Find the 481 in your trace. Note the Call-ID and tags in the request that received the 481. Search backwards in the trace for the original INVITE with the same Call-ID — did it ever complete? Was there a BYE before this request? Was there a server restart or failover between the INVITE and this request?

If the Call-ID in the 481 response matches an active call that you believe should still be up, the server has lost dialog state — check server logs for restarts, crashes, or memory pressure events.

5. How to fix SIP 481

Server restarts: Implement high-availability SIP deployments that persist dialog state across restarts. For Kamailio/OpenSIPS use shared memory or database-backed dialog modules. For Asterisk, use ASTDB or external state storage.

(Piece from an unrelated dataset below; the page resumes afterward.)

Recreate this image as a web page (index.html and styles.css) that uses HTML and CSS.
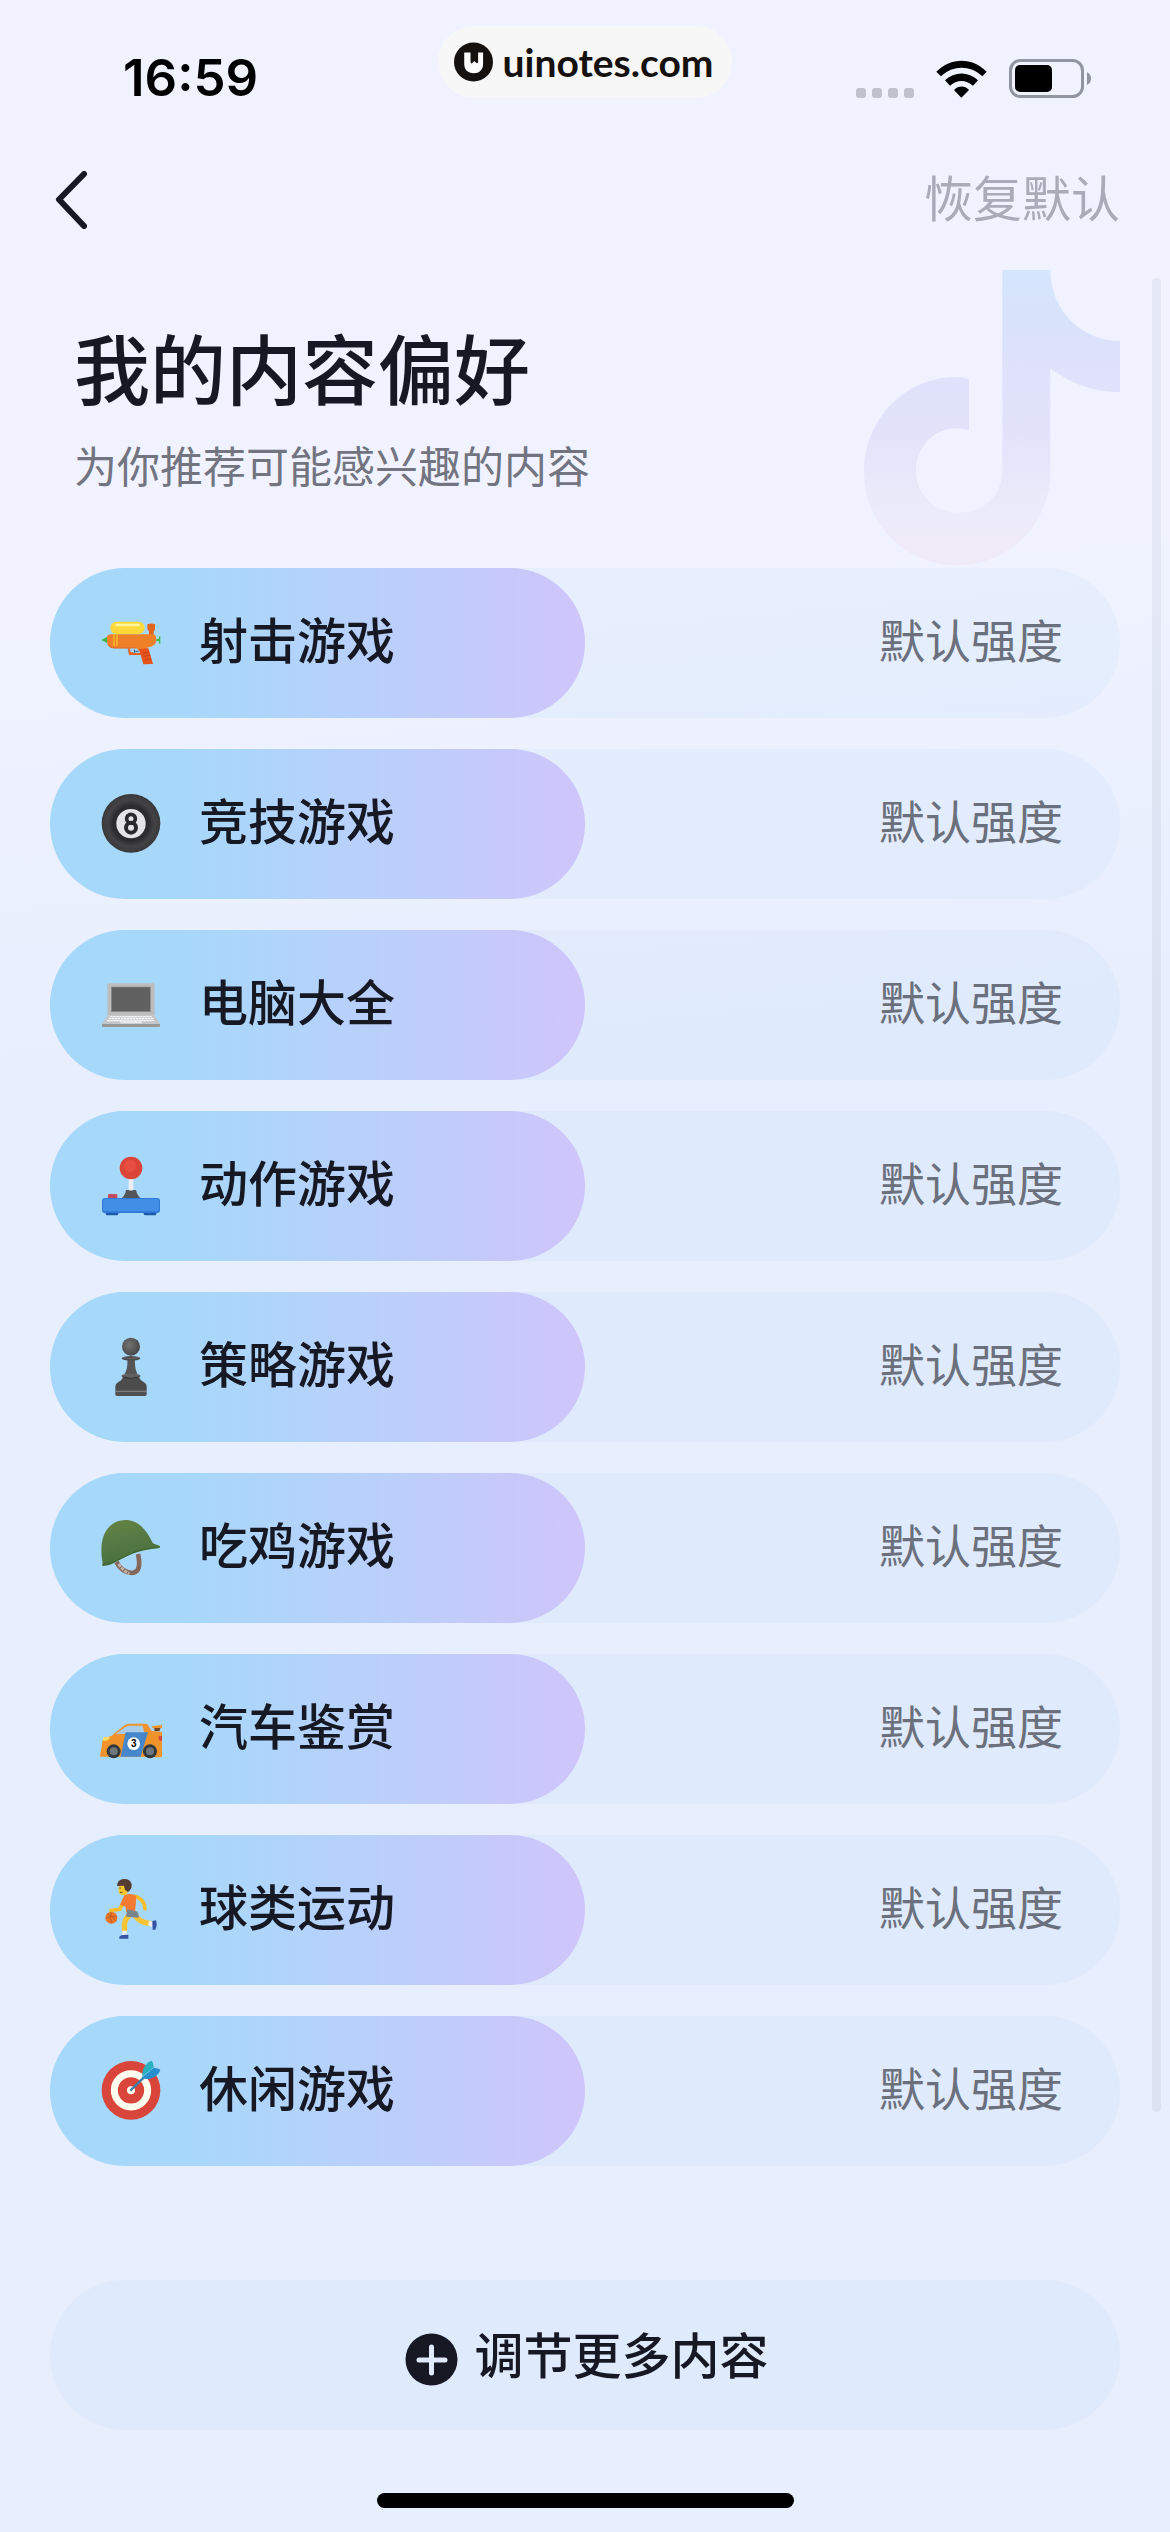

Route set issues: Ensure your UA stores the complete Record-Route header set from the initial dialog and includes it (reversed) as Route headers in all mid-dialog requests.

B2BUA state management: Configure your B2BUA to keep both legs alive until both sides have sent BYE. Don't terminate the server leg before the client leg has completed its BYE/200 exchange.

Dialog timeout: Increase dialog state timeout on proxies and SBCs to cover your longest expected calls plus a safety margin.

Frequently asked questions

What does SIP 481 Call Leg Not Found mean?

SIP 481 means the server received a mid-dialog request (BYE, re-INVITE, INFO) but has no matching dialog in its state table. The dialog either never existed on that server, was already terminated, or the server restarted and lost its in-memory dialog state.

Why do I get SIP 481 after a transfer?

SIP 481 after a transfer happens when the original dialog is not properly terminated before the new dialog is established. During REFER-based transfers, the original dialog must be cleanly ended with a BYE before the transferee sends any messages on the new dialog.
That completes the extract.